**Source material:**
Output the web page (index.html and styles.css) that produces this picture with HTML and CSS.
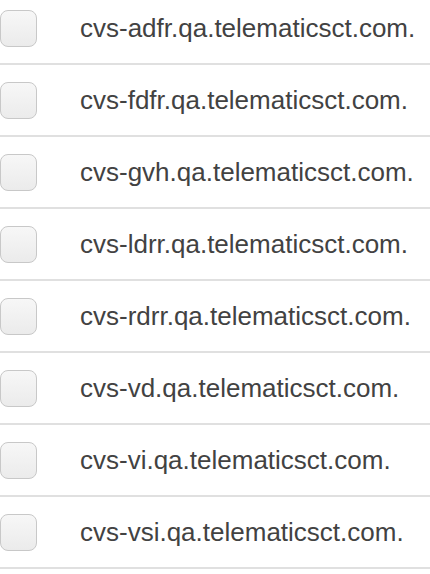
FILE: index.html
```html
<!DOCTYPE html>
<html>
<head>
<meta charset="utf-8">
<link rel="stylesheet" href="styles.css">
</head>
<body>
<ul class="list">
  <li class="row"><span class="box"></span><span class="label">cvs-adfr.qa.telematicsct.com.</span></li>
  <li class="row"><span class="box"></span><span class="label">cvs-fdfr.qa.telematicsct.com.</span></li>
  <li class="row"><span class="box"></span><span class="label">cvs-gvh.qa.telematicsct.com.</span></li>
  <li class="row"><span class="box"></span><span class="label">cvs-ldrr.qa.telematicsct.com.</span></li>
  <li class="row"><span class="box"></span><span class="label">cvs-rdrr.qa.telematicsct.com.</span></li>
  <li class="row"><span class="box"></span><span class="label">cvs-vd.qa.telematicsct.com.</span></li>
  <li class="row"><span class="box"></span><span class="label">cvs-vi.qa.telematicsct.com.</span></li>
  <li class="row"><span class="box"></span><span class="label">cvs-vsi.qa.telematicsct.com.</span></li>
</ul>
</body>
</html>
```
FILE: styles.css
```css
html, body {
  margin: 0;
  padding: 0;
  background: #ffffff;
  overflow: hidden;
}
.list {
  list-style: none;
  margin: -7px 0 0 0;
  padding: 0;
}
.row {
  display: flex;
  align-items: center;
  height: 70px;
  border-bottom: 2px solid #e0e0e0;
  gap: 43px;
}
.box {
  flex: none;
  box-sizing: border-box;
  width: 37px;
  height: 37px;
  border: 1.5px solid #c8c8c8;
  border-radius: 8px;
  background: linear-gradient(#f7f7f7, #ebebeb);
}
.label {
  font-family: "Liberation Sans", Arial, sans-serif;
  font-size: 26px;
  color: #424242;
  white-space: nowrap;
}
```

**Exercise goal:** Transcribe the full listing character for character. Pictures are excluded.

**Reply:**
Output the web page (index.html and styles.css) that produces this picture with HTML and CSS.
FILE: index.html
```html
<!DOCTYPE html>
<html>
<head>
<meta charset="utf-8">
<link rel="stylesheet" href="styles.css">
</head>
<body>
<ul class="list">
  <li class="row"><span class="box"></span><span class="label">cvs-adfr.qa.telematicsct.com.</span></li>
  <li class="row"><span class="box"></span><span class="label">cvs-fdfr.qa.telematicsct.com.</span></li>
  <li class="row"><span class="box"></span><span class="label">cvs-gvh.qa.telematicsct.com.</span></li>
  <li class="row"><span class="box"></span><span class="label">cvs-ldrr.qa.telematicsct.com.</span></li>
  <li class="row"><span class="box"></span><span class="label">cvs-rdrr.qa.telematicsct.com.</span></li>
  <li class="row"><span class="box"></span><span class="label">cvs-vd.qa.telematicsct.com.</span></li>
  <li class="row"><span class="box"></span><span class="label">cvs-vi.qa.telematicsct.com.</span></li>
  <li class="row"><span class="box"></span><span class="label">cvs-vsi.qa.telematicsct.com.</span></li>
</ul>
</body>
</html>
```
FILE: styles.css
```css
html, body {
  margin: 0;
  padding: 0;
  background: #ffffff;
  overflow: hidden;
}
.list {
  list-style: none;
  margin: -7px 0 0 0;
  padding: 0;
}
.row {
  display: flex;
  align-items: center;
  height: 70px;
  border-bottom: 2px solid #e0e0e0;
  gap: 43px;
}
.box {
  flex: none;
  box-sizing: border-box;
  width: 37px;
  height: 37px;
  border: 1.5px solid #c8c8c8;
  border-radius: 8px;
  background: linear-gradient(#f7f7f7, #ebebeb);
}
.label {
  font-family: "Liberation Sans", Arial, sans-serif;
  font-size: 26px;
  color: #424242;
  white-space: nowrap;
}
```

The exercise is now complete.